Alyssa Farrell is the Marketing Manager for Sustainability Solutions at SAS.
Sustainability resources for business and government
Global Reporting Initiative – This group aims to make reporting on economic, environmental and social performance as routine as financial reporting. Its Sustainability Reporting Framework provides the basis for disclosure about sustainability performance.
World Resources Institute – This environmental think tank promotes proposals for policy and institutional change that foster environmentally sound, socially equitable development and promotes the Greenhouse Gas Protocol that is emerging as the standard for “carbon accounting.”

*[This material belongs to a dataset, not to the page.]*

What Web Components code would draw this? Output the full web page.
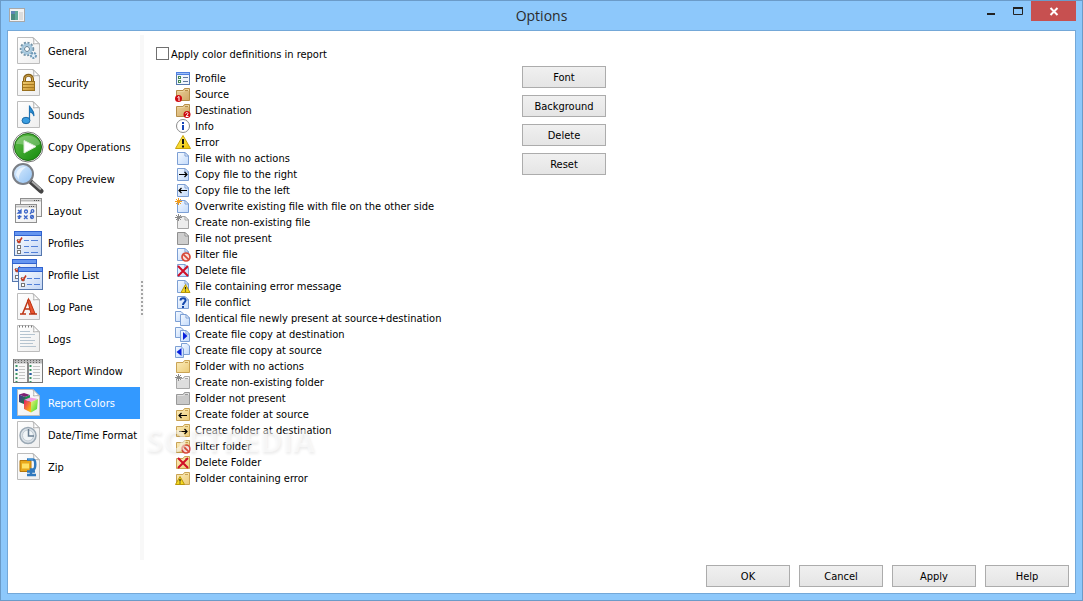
<!DOCTYPE html>
<html lang="en">
<head>
<meta charset="utf-8">
<meta name="viewport" content="width=device-width, initial-scale=1">
<title>Options</title>
<style>
  body {
    margin: 0;
    font: 11px/18px "DejaVu Sans Condensed", "Noto Sans", sans-serif;
    color: #000;
  }
</style>
</head>
<body>
<options-window></options-window>

<script>
// shared pieces that several icons are built from
const page = `
  <path d="M5.500 2.500H21L27.500 9V28.500H5.500Z" fill="url(#paper)" stroke="#bcbcbc"/>
  <path d="M21 2.500C22 5 22 7 21.500 9C24 8.500 26 8.500 27.500 9Z" fill="#fff" stroke="#b0b0b0"/>`
const listWindow = (x, y, w, h) => `
  <rect x="${x + 0.5}" y="${y + 0.5}" width="${w - 1}" height="${h - 1}" fill="url(#pane)" stroke="#5577ae"/>
  <rect x="${x}" y="${y}" width="${w}" height="5" fill="#2f62d0"/>
  <rect x="${x + 1}" y="${y + 1}" width="${w - 2}" height="3" fill="#6596f0"/>`
const tick = (x, y) => `
  <rect x="${x + 0.5}" y="${y + 0.5}" width="3" height="3" fill="#fff" stroke="#999"/>
  <path d="M${x} ${y + 1}l2 2.500l3-5" fill="none" stroke="#c8371e" stroke-width="1.500"/>`
const box = (x, y) => `<rect x="${x + 0.5}" y="${y + 0.5}" width="3" height="3" fill="#fff" stroke="#777"/>`

const file = (fill = 'url(#sheet)', line = '#7c9fd4') => `
  <path d="M2.500 2.500H10L13.500 6V14.500H2.500Z" fill="${fill}" stroke="${line}"/>
  <path d="M10 2.500V6H13.500Z" fill="#fff" stroke="${line}"/>`
const twoFiles = `
  <path d="M.500 1.500H6L8.500 4V11.500H.500Z" fill="url(#sheet)" stroke="#7c9fd4"/>
  <path d="M5.500 4.500H11L14.500 8V15.500H5.500Z" fill="url(#sheet)" stroke="#7c9fd4"/>
  <path d="M11 4.500V8H14.500Z" fill="#fff" stroke="#7c9fd4"/>`
const folder = (fill = 'url(#manila)', line = '#c9a354', tab = '#f7e4a8') => `
  <path d="M1.500 4.500H8L9.500 2.500H14.500V14.500H1.500Z" fill="${fill}" stroke="${line}"/>
  <path d="M10 3.500H14M2.500 5.500H8.500L10 4.500H14" fill="none" stroke="${tab}"/>
  <path d="M10 4.500H13" stroke="${line}"/>`
const brownFolder = folder('url(#brown)', '#b58d48', '#ecd5a0')
const arrowRight = '<path d="M4 8.500H12M9.500 6L12 8.500L9.500 11" fill="none" stroke="#000" stroke-width="1.200"/>'
const arrowLeft = '<path d="M12 8.500H4M6.500 6L4 8.500L6.500 11" fill="none" stroke="#000" stroke-width="1.200"/>'
const spark = (color) => `<path d="M3.500 0V7M0 3.500H7M1 1L6 6M6 1L1 6" stroke="${color}"/>`
const banned = `
  <circle cx="11" cy="11" r="4" fill="#f9e0dc" stroke="#d8493a" stroke-width="1.700"/>
  <path d="M8.300 8.300L13.700 13.700" stroke="#d8493a" stroke-width="1.700"/>`
const cross = '<path d="M3 4L13 14M13 4L3 14" stroke="#d00f28" stroke-width="2"/>'
const warn = (x) => `
  <path d="M${x + 4.5} 6.500L${x + 9} 14.500H${x}Z" fill="#f5d822" stroke="#b99708"/>
  <path d="M${x + 4.5} 9V11.500M${x + 4.5} 12.500V13.500" stroke="#222" stroke-width="1.200"/>`
const badge = (x, mark) => `
  <circle cx="${x}" cy="12.500" r="3.500" fill="#cf0a12"/>
  <path d="${mark}" fill="none" stroke="#fff"/>`

const ICONS = {
  // 32px, navigation
  general: page + `
    <circle cx="15" cy="14" r="6" fill="none" stroke="#7191a6" stroke-width="2.500" stroke-dasharray="2 1.500"/>
    <circle cx="15" cy="14" r="4.500" fill="#e8f2f8" stroke="#a3c6dc" stroke-width="2.500"/>
    <circle cx="15" cy="14" r="2.500" fill="#fff" stroke="#5c7d93"/>
    <circle cx="21.500" cy="20.500" r="2.500" fill="#e1effa" stroke="#6f9ab8" stroke-width="2" stroke-dasharray="2 1"/>`,
  security: page + `
    <path d="M12.500 15V12C12.500 7 20.500 7 20.500 12V15" fill="none" stroke="#866018" stroke-width="3"/>
    <path d="M12.500 15V12C12.500 7.500 20.500 7.500 20.500 12V15" fill="none" stroke="#d9ae53"/>
    <rect x="10.500" y="14.500" width="12" height="9" fill="url(#gold)" stroke="#99701e"/>
    <path d="M11 17.500H22M11 20.500H22" stroke="#a97b22"/>`,
  sounds: page + `
    <path d="M17.500 21V6.500C18 10 22.500 11 22 17C21 14 19 13 17.500 13" fill="#2e91d6" stroke="#1f73b3" stroke-width="1.200"/>
    <ellipse cx="14" cy="21.500" rx="4" ry="3.200" fill="#3a9de0" stroke="#1d6aa6"/>`,
  play: `
    <circle cx="16" cy="16" r="15" fill="#fff" stroke="#777"/>
    <circle cx="16" cy="16" r="13.500" fill="url(#green)" stroke="#1c6c12"/>
    <path d="M4 13C6 2 26 2 28 13C22 18 10 12 4 13Z" fill="#fff" opacity=".25"/>
    <path d="M12 9.500L24 15.500L12 22Z" fill="#fff" stroke="#d9ecd5"/>`,
  preview: `
    <path d="M19 19L29 28" stroke="#444" stroke-width="5" stroke-linecap="round"/>
    <path d="M20 18.500L29 26.500" stroke="#aaa" stroke-width="2"/>
    <circle cx="11" cy="11" r="10" fill="url(#lens)" stroke="#7b7f86" stroke-width="2"/>
    <path d="M4 12C5 5 10 4 14 4C10 7 6 12 7 17Z" fill="#fff" opacity=".6"/>`,
  layout: `
    <rect x="8.500" y="3.500" width="21" height="18" fill="url(#paper)" stroke="#8f8f8f"/>
    <path d="M9 5.500H29" stroke="#bbb" stroke-width="2"/><path d="M22 5.500H28" stroke="#555" stroke-dasharray="1 1"/>
    <rect x="3.500" y="9.500" width="21" height="18" fill="url(#paper)" stroke="#8f8f8f"/>
    <path d="M4 11.500H24" stroke="#c4c4c4" stroke-width="2"/><path d="M17 11.500H23" stroke="#555" stroke-dasharray="1 1"/>
    <g fill="none" stroke="#3d66c8" stroke-width="1.300">
      <path d="M6 15L9 18M9 15V18H6Z"/><circle cx="14" cy="16.500" r="1.500"/><circle cx="20.500" cy="16" r="1.300"/><path d="M19.500 17L18 19"/>
      <path d="M5.500 21.500H9.500M7.500 20V24M6 23.500L9 21.500"/><path d="M12 20.500L15.500 24M15.500 20.500L12 24"/><circle cx="20" cy="22" r="1.500"/><path d="M19 23L21 21"/>
    </g>`,
  profiles: listWindow(2, 4, 28, 25) + tick(5, 12) + box(5, 18) + box(5, 23) + `
    <path d="M12 13.500H17M19 13.500H26M12 19.500H17M19 19.500H26M12 25.500H17M19 25.500H26" stroke="#5280d8"/>`,
  profileList: listWindow(0, 0, 25, 23) + tick(3, 9) + box(3, 16) +
    listWindow(6, 8, 25, 23) + tick(9, 18) + box(9, 24) + `
    <path d="M15 19.500H20M22 19.500H28M15 25.500H20M22 25.500H28" stroke="#5280d8"/>`,
  logPane: page + `
    <path d="M8 23H14M17 23H25M10.500 23L16.500 8.500L22 23M12.500 18H20" fill="none" stroke="#bd3514" stroke-width="1.500"/>
    <path d="M15.500 9H17.500L23 22.500H19Z" fill="#ea5530" stroke="#bd3514"/>`,
  logs: page + `
    <path d="M7 3.500H22" stroke="#777" stroke-width="2" stroke-dasharray="1 2"/>
    <path d="M8 8.500H18M8 11.500H23M8 14.500H19M8 17.500H23M8 20.500H21M8 23.500H24" stroke="#b5c4d0"/>`,
  reportWindow: `
    <rect x="1.500" y="4.500" width="29" height="23" fill="#f8f8f8" stroke="#777"/>
    <path d="M2 6.500H30" stroke="#bbb" stroke-width="4"/>
    <path d="M3 5.500H29M3 7.500H29" stroke="#666" stroke-dasharray="1 2"/>
    <path d="M16 8V27" stroke="#888" stroke-width="2"/>
    <path d="M4.500 10V27M18.500 10V27" stroke="#3b9664" stroke-width="2" stroke-dasharray="2 2"/>
    <path d="M4.500 14V16M18.500 18V20" stroke="#2c55ab" stroke-width="2"/>
    <path d="M7 11.500H13M7 14.500H13M7 17.500H13M7 20.500H13M7 23.500H13M21 11.500H28M21 14.500H28M21 17.500H28M21 20.500H28M21 23.500H28" stroke="#c4c4c4"/>`,
  reportColors: page + `
    <path d="M7 7.500L12 6L18 8L13 10Z" fill="#7d1e74"/>
    <path d="M7 7.500L13 10V17.500L7 15Z" fill="url(#dark)"/>
    <path d="M13 10L18 8V15L13 17.500Z" fill="#1d8a4e"/>
    <path d="M12 13L18 10.500L26 12L19 15Z" fill="#f29be0"/>
    <path d="M12 13L19 15V25.500L12 22Z" fill="url(#warm)"/>
    <path d="M19 15L26 12L25 22L19 25.500Z" fill="url(#lime)"/>`,
  clock: page + `
    <circle cx="16" cy="16.500" r="8" fill="#dbe2e8" stroke="#9aa8b4" stroke-width="1.500"/>
    <circle cx="16" cy="16.500" r="5.500" fill="#f0f4f7" stroke="#c0cad2"/>
    <path d="M16.500 10V17H22" fill="none" stroke="#6a7f93" stroke-width="1.500"/>`,
  zip: page + `
    <path d="M8 9.500H19V20.500H8Z" fill="#e9a81a" stroke="#b5770c"/>
    <path d="M10 12.500H17V17.500H10Z" fill="#ffe166"/>
    <path d="M15 8.500H21C24 8.500 24 18.500 21 18.500H19V23M15 24H24M15 20.500H23" fill="none" stroke="#2f78bd" stroke-width="2.500"/>
    <path d="M16 8H21" stroke="#6db3ea"/>`,

  // 16px, report entries
  profile: `
    <rect x="1.500" y="2.500" width="13" height="12" fill="#f0f5fc" stroke="#5879b0"/>
    <path d="M1 3.500H15" stroke="#4e7fe0" stroke-width="3"/><path d="M2 3.500H14" stroke="#9cbdf5"/>
    <rect x="3.500" y="6.500" width="2" height="2" fill="#fff" stroke="#488a55"/>
    <rect x="3.500" y="10.500" width="2" height="2" fill="#fff" stroke="#488a55"/>
    <path d="M8 7.500H13M8 11.500H13" stroke="#6077a0"/>`,
  source: brownFolder + badge(3.5, 'M2.500 11.500L4 10.500V15'),
  destination: brownFolder + badge(12, 'M10.500 11.500C11 10 13.500 10.500 13 12L11 14.500H13.500'),
  info: `
    <circle cx="8" cy="8" r="6.500" fill="#fff" stroke="#8b8b8b"/>
    <path d="M8 7V12M8 4V6" stroke="#1746b8" stroke-width="2"/>`,
  error: `
    <path d="M8 1.500L15.500 14.500H.500Z" fill="url(#yellow)" stroke="#c9a40c"/>
    <path d="M8 5V10M8 11.500V13.500" stroke="#111" stroke-width="2"/>`,
  file: file(),
  fileRight: file() + arrowRight,
  fileLeft: file() + arrowLeft,
  fileOverwrite: file() + spark('#f09a1a'),
  fileNew: file('#ededed', '#a5a5a5') + spark('#8a8a8a'),
  fileMissing: file('#cecece', '#8f8f8f'),
  fileFilter: file() + banned,
  fileDelete: file() + cross,
  fileError: file() + warn(6),
  fileConflict: file() + '<path d="M5.500 6.500C5.500 3.500 11 3.500 10.500 6.500C10.500 8.500 8 8.500 8 11M8 12V14" fill="none" stroke="#1548ad" stroke-width="2"/>',
  fileTwin: twoFiles,
  fileCopyRight: twoFiles + '<path d="M8 6V14L12.500 10Z" fill="#0820dc"/>',
  fileCopyLeft: `
    <path d="M6.500 1.500H12L14.500 4V12.500H6.500Z" fill="url(#sheet)" stroke="#7c9fd4"/>
    <path d="M.500 4.500H6L8.500 7V15.500H.500Z" fill="url(#sheet)" stroke="#7c9fd4"/>
    <path d="M6.500 6V14L1.500 10Z" fill="#0820dc"/>`,
  folder: folder(),
  folderNew: folder('#dedede', '#a8a8a8', '#f4f4f4') + spark('#8a8a8a'),
  folderMissing: folder('#c9c9c9', '#999', '#e2e2e2'),
  folderLeft: folder() + '<g transform="translate(0 1)">' + arrowLeft + '</g>',
  folderRight: folder() + '<g transform="translate(0 1)">' + arrowRight + '</g>',
  folderFilter: folder() + banned,
  folderDelete: folder() + cross,
  folderError: folder() + warn(0.5)
}

const gradient = (id, from, to) => `
  <linearGradient id="${id}" x2="1" y2="1"><stop stop-color="${from}"/><stop offset="1" stop-color="${to}"/></linearGradient>`

const DEFS = `<defs>
  ${gradient('paper', '#ffffff', '#eeeeee')}
  ${gradient('pane', '#ffffff', '#c3d6f5')}
  ${gradient('sheet', '#f6faff', '#c2dafb')}
  ${gradient('manila', '#fcedbd', '#ebcb78')}
  ${gradient('brown', '#ecd29b', '#cfa765')}
  ${gradient('gold', '#f2cf73', '#c48f2c')}
  ${gradient('green', '#63c04c', '#128a0a')}
  ${gradient('lens', '#e2f1ff', '#8fc0f3')}
  ${gradient('yellow', '#fff06a', '#f0c400')}
  ${gradient('dark', '#4a2a9c', '#16803c')}
  ${gradient('warm', '#e8186c', '#ffd400')}
  ${gradient('lime', '#f6f27a', '#35d822')}
</defs>`

class UiIcon extends HTMLElement {
  connectedCallback () {
    const size = this.getAttribute('size') || 16
    this.attachShadow({ mode: 'open' }).innerHTML = `
      <style>
        :host { display: block; flex: none; }
        svg { display: block; }
      </style>
      <svg width="${size}" height="${size}" viewBox="0 0 ${size} ${size}" aria-hidden="true">
        ${DEFS}${ICONS[this.getAttribute('name')]}
      </svg>
    `
  }
}
customElements.define('ui-icon', UiIcon)

class TitleBar extends HTMLElement {
  constructor () {
    super()
    this.attachShadow({ mode: 'open' }).innerHTML = `
      <style>
        :host {
          display: grid;
          grid-template-columns: 1fr auto 1fr;
          height: 29px;
        }
        .app { margin: 7px 0 0 2px; }
        h1 {
          margin: 0;
          font: 14px/29px "Open Sans", sans-serif;
          color: #2b2b2b;
        }
        .controls {
          display: flex;
          justify-content: flex-end;
          align-items: flex-start;
        }
        button {
          width: 27px;
          height: 20px;
          padding: 0;
          border: 0;
          background: none;
        }
        button.close {
          width: 45px;
          background: #c75050;
        }
        svg { display: block; margin: 0 auto; }
      </style>
      <svg class="app" width="16" height="15" viewBox="0 0 16 15" aria-hidden="true">
        <rect x=".5" y=".5" width="15" height="13" fill="#f3f3f3" stroke="#a8a8a8"/>
        <path d="M6 3H9V12H6Z" fill="#5fa898"/>
        <path d="M2 3H6V12H2Z" fill="#4b8a80"/>
        <path d="M2 3H6V6H2Z" fill="#5f86b5"/>
        <path d="M10 4H14V12H10Z" fill="#dcdcdc"/>
      </svg>
      <h1><slot></slot></h1>
      <div class="controls">
        <button aria-label="Minimize"><svg width="12" height="20"><path d="M2 13H10" stroke="#222" stroke-width="2"/></svg></button>
        <button aria-label="Maximize"><svg width="12" height="20"><path d="M1.500 6V13.500H10.500V6" fill="none" stroke="#222"/><path d="M1 7H11" stroke="#222" stroke-width="2"/></svg></button>
        <button class="close" aria-label="Close"><svg width="10" height="20"><path d="M1.500 7L8.500 14M8.500 7L1.500 14" stroke="#fff" stroke-width="2"/></svg></button>
      </div>
    `
  }
}
customElements.define('title-bar', TitleBar)

class NavItem extends HTMLElement {
  connectedCallback () {
    this.attachShadow({ mode: 'open' }).innerHTML = `
      <style>
        :host { display: block; }
        button {
          display: flex;
          align-items: center;
          gap: 4px;
          width: 100%;
          height: 32px;
          padding: 0;
          border: 0;
          background: none;
          font: inherit;
          color: inherit;
          white-space: nowrap;
        }
        span { padding-top: 2px; }
        :host([selected]) button {
          background: #3399ff;
          color: #fff;
        }
      </style>
      <button>
        <ui-icon size="32" name="${this.getAttribute('icon')}"></ui-icon>
        <span><slot></slot></span>
      </button>
    `
  }
}
customElements.define('nav-item', NavItem)

class ReportEntry extends HTMLElement {
  connectedCallback () {
    this.setAttribute('role', 'listitem')
    this.attachShadow({ mode: 'open' }).innerHTML = `
      <style>
        :host {
          display: flex;
          gap: 4px;
          height: 16px;
          white-space: nowrap;
        }
      </style>
      <ui-icon name="${this.getAttribute('icon')}"></ui-icon>
      <span><slot></slot></span>
    `
  }
}
customElements.define('report-entry', ReportEntry)

class PushButton extends HTMLElement {
  constructor () {
    super()
    this.attachShadow({ mode: 'open' }).innerHTML = `
      <style>
        :host { display: block; }
        button {
          display: block;
          width: 84px;
          height: 22px;
          padding: 2px 0 0;
          border: 1px solid #acacac;
          background: linear-gradient(#f0f0f0, #e5e5e5);
          font: inherit;
          color: inherit;
        }
        button:hover { border-color: #7eb4ea; }
      </style>
      <button><slot></slot></button>
    `
  }
}
customElements.define('push-button', PushButton)

class CheckBox extends HTMLElement {
  constructor () {
    super()
    this.attachShadow({ mode: 'open' }).innerHTML = `
      <style>
        :host { display: block; }
        label {
          display: flex;
          align-items: flex-start;
          gap: 2px;
          height: 14px;
          line-height: 16px;
          white-space: nowrap;
        }
        input {
          appearance: none;
          flex: none;
          width: 13px;
          height: 13px;
          margin: 0;
          border: 1px solid #707070;
          background: #fff;
        }
        input:checked { background: #3399ff; box-shadow: inset 0 0 0 2px #fff; }
      </style>
      <label><input type="checkbox"><span><slot></slot></span></label>
    `
  }
}
customElements.define('check-box', CheckBox)

const NAV = [
  ['general', 'General'],
  ['security', 'Security'],
  ['sounds', 'Sounds'],
  ['play', 'Copy Operations'],
  ['preview', 'Copy Preview'],
  ['layout', 'Layout'],
  ['profiles', 'Profiles'],
  ['profileList', 'Profile List'],
  ['logPane', 'Log Pane'],
  ['logs', 'Logs'],
  ['reportWindow', 'Report Window'],
  ['reportColors', 'Report Colors'],
  ['clock', 'Date/Time Format'],
  ['zip', 'Zip']
]

const ENTRIES = [
  ['profile', 'Profile'],
  ['source', 'Source'],
  ['destination', 'Destination'],
  ['info', 'Info'],
  ['error', 'Error'],
  ['file', 'File with no actions'],
  ['fileRight', 'Copy file to the right'],
  ['fileLeft', 'Copy file to the left'],
  ['fileOverwrite', 'Overwrite existing file with file on the other side'],
  ['fileNew', 'Create non-existing file'],
  ['fileMissing', 'File not present'],
  ['fileFilter', 'Filter file'],
  ['fileDelete', 'Delete file'],
  ['fileError', 'File containing error message'],
  ['fileConflict', 'File conflict'],
  ['fileTwin', 'Identical file newly present at source+destination'],
  ['fileCopyRight', 'Create file copy at destination'],
  ['fileCopyLeft', 'Create file copy at source'],
  ['folder', 'Folder with no actions'],
  ['folderNew', 'Create non-existing folder'],
  ['folderMissing', 'Folder not present'],
  ['folderLeft', 'Create folder at source'],
  ['folderRight', 'Create folder at destination'],
  ['folderFilter', 'Filter folder'],
  ['folderDelete', 'Delete Folder'],
  ['folderError', 'Folder containing error']
]

class OptionsWindow extends HTMLElement {
  constructor () {
    super()
    this.attachShadow({ mode: 'open' }).innerHTML = `
      <style>
        :host {
          display: flex;
          flex-direction: column;
          box-sizing: border-box;
          min-height: 100vh;
          padding: 0 6px 6px;
          border: 1px solid #6b9bc8;
          background: #8dc8fb;
        }
        .client {
          flex: 1;
          display: flex;
          flex-direction: column;
          gap: 5px;
          padding: 4px 6px 6px 4px;
          border: 1px solid #74a8d8;
          background: #fff;
        }
        main {
          flex: 1;
          display: flex;
        }
        nav { flex: 0 0 128px; }
        .splitter {
          flex: 0 0 4px;
          display: flex;
          align-items: center;
          justify-content: center;
          background: #f8f8f8;
        }
        .splitter::before {
          content: "";
          width: 2px;
          height: 34px;
          background: repeating-linear-gradient(#a4a4a4 0 2px, transparent 2px 4px);
        }
        .panel {
          flex: 1;
          display: flex;
          padding: 12px 0 0 12px;
        }
        .colors { flex: 0 0 366px; }
        .list {
          position: relative;
          margin-top: 9px;
          padding-left: 19px;
        }
        .actions {
          display: flex;
          flex-direction: column;
          gap: 7px;
          padding-top: 19px;
        }
        .watermark {
          position: absolute;
          left: -10px;
          bottom: 28px;
          font: bold 31px/36px "Open Sans", sans-serif;
          color: rgba(255, 255, 255, .5);
          text-shadow: 1px 2px 3px rgba(0, 0, 0, .08);
          pointer-events: none;
        }
        footer {
          display: flex;
          justify-content: flex-end;
          gap: 9px;
        }
      </style>
      <title-bar>Options</title-bar>
      <div class="client">
        <main>
          <nav>
            ${NAV.map(([icon, text]) => `<nav-item icon="${icon}"${text === 'Report Colors' ? ' selected' : ''}>${text}</nav-item>`).join('')}
          </nav>
          <div class="splitter" role="separator"></div>
          <section class="panel">
            <div class="colors">
              <check-box>Apply color definitions in report</check-box>
              <div class="list" role="list">
                ${ENTRIES.map(([icon, text]) => `<report-entry icon="${icon}">${text}</report-entry>`).join('')}
                <span class="watermark">SOFTPEDIA</span>
              </div>
            </div>
            <div class="actions">
              <push-button>Font</push-button>
              <push-button>Background</push-button>
              <push-button>Delete</push-button>
              <push-button>Reset</push-button>
            </div>
          </section>
        </main>
        <footer>
          <push-button>OK</push-button>
          <push-button>Cancel</push-button>
          <push-button>Apply</push-button>
          <push-button>Help</push-button>
        </footer>
      </div>
    `
  }
}
customElements.define('options-window', OptionsWindow)
</script>
</body>
</html>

The Green Grid – For IT-centric or IT-dependent organizations, this global consortium seeks to advance energy efficiency in data centers and business-computing environments.
EPA Climate Leaders – This industry-government partnership develops comprehensive climate change strategies. Partner companies complete a corporatewide inventory of their greenhouse gas emissions, set aggressive reduction goals and annually report their progress to EPA.
Environmental Defense – This nonpartisan organization partners with businesses, governments and communities to find practical environmental solutions.